В отличие от своего батюшки, тщедушного и низкорослого Павла I, российский император Николай Павлович Романов отличался отменным здоровьем и атлетическим телосложением. Он имел правильные черты лица и при росте 189 см – широкие плечи и могучую грудь. Даже приближённые сомневались, не носит ли император ради эффектного внешнего вида ватные вкладки под мундиром. Спор разрешил лейб-медик Николая доктор Карель (сменивший в пятидесятые годы на этом посту Н.Ф. Арендта), обследовавший приболевшего императора.

«Теперь, когда мне пришлось подвергать его перкуссии и аускультации, – писал Карель, – я убедился, что всё своё, природное…» [32]
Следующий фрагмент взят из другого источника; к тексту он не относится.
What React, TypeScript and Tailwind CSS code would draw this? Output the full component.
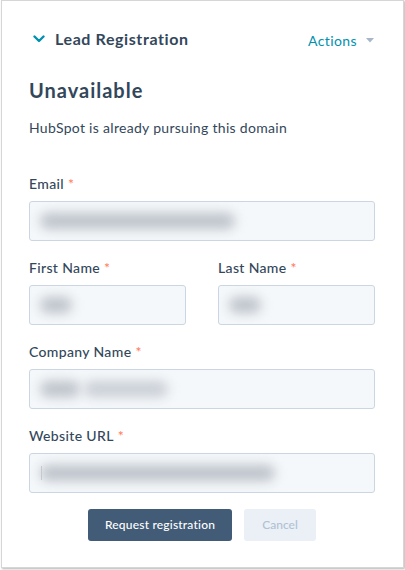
import React from 'react';

const Blur: React.FC<{ w: number; dark?: boolean }> = ({ w, dark }) => (
    <div
        className={`h-[16px] rounded-full blur-[6px] ${dark ? 'bg-[#bcc2ca]' : 'bg-[#c9ced5]'}`}
        style={{ width: w }}
    />
);

const Field: React.FC<{ label: string; blurs: number[]; className?: string; cursor?: boolean }> = ({
    label,
    blurs,
    className,
    cursor,
}) => (
    <div className={className}>
        <div className="h-5 text-[14px] leading-5 font-medium text-[#33475b] tracking-[0.35px]">
            {label}
            <span className="text-[#ff7a59] ml-[4px]">*</span>
        </div>
        <div className="mt-[7px] h-10 rounded-[3px] border border-[#cbd6e2] bg-[#f5f8fa] flex items-center pl-[10px] gap-[4px] relative overflow-hidden">
            {cursor && <div className="absolute left-[11px] top-[12px] w-px h-[14px] bg-[#c9ced5]" />}
            {blurs.map((w, i) => (
                <Blur key={i} w={w} dark={i === 0} />
            ))}
        </div>
    </div>
);

const App: React.FC = () => {
    return (
        <div className="w-[405px] h-[570px] bg-white" style={{ fontFamily: 'Lato, "Open Sans", sans-serif' }}>
            <div className="ml-px w-[403px] h-[568px] border border-[#d6d6d6] shadow-[1px_1px_2px_rgba(0,0,0,0.3)] bg-white pl-[27px] pr-[28px] pt-[28px]">
                <div className="flex items-center justify-between h-5">
                    <div className="flex items-center">
                        <svg width="12" height="8" viewBox="0 0 12 8" className="ml-[4px] mr-[10px]">
                            <path d="M1.5 1.5 L6 6 L10.5 1.5" fill="none" stroke="#0091ae" strokeWidth="2.4" strokeLinecap="round" strokeLinejoin="round" />
                        </svg>
                        <span className="text-[16px] font-bold text-[#33475b] tracking-[0.6px]">Lead Registration</span>
                    </div>
                    <div className="flex items-center mt-[3px] mr-[1px]">
                        <span className="text-[14px] text-[#0091ae] tracking-[0.4px]">Actions</span>
                        <svg width="8" height="5" viewBox="0 0 8 5" className="ml-[9px]">
                            <path d="M0 0 H8 L4 4.5 Z" fill="#a7b6c8" />
                        </svg>
                    </div>
                </div>

                <h2 className="mt-[27px] h-7 text-[20px] leading-7 font-bold text-[#33475b] tracking-[1px]">Unavailable</h2>
                <p className="mt-[14px] h-5 text-[14px] leading-5 text-[#33475b] tracking-[0.3px]">
                    HubSpot is already pursuing this domain
                </p>

                <Field className="mt-[36px]" label="Email" blurs={[195]} />
                <div className="mt-[17px] grid grid-cols-2 gap-8">
                    <Field label="First Name" blurs={[32]} />
                    <Field label="Last Name" blurs={[32]} />
                </div>
                <Field className="mt-[17px]" label="Company Name" blurs={[40, 84]} />
                <Field className="mt-[17px]" label="Website URL" blurs={[235]} cursor />

                <div className="mt-[16px] flex justify-center gap-3">
                    <button className="h-8 w-[144px] rounded-[3px] bg-[#425b76] text-white text-[12px] font-medium tracking-[0.2px]">
                        Request registration
                    </button>
                    <button className="h-8 w-[72px] rounded-[3px] bg-[#eaf0f6] text-[#b0c1d4] text-[12px] font-medium">
                        Cancel
                    </button>
                </div>
            </div>
        </div>
    );
};

export default App;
О темпераменте Николая вообще говорить не приходится: об этом прекрасно знала придворная когорта фрейлин, которая после интимного общения с «Дон-Кихотом самодержавия» с лёгкой руки последнего выдавалась за князей, графов и просто знатных (пусть и не всегда молодых) вельмож. Ну а об уникальной эротической коллекции живописи, собранной сладострастным монархом, мечтали лучшие галереи мира. Впрочем, это – так, к слову.

О волокитстве Дантеса вскоре стало известно и при Дворе (наверняка кто-то нашептал императрице). Николай сделал вид, что новость ему не интересна, хотя на самом деле это было не так: очаровательная Натали царю нравилась. И он очень не любил, когда вокруг понравившейся ему женщины увивались навязчивые хлыщи, компрометируя не столько себя, сколько даму. Поэтому настойчивость француза Николая Павловича, этого видавшего вида бонвивана, слегка раздражала. «Играть можно – но не заигрываться!» – не раз говорил он. И был прав. Натали заигралась.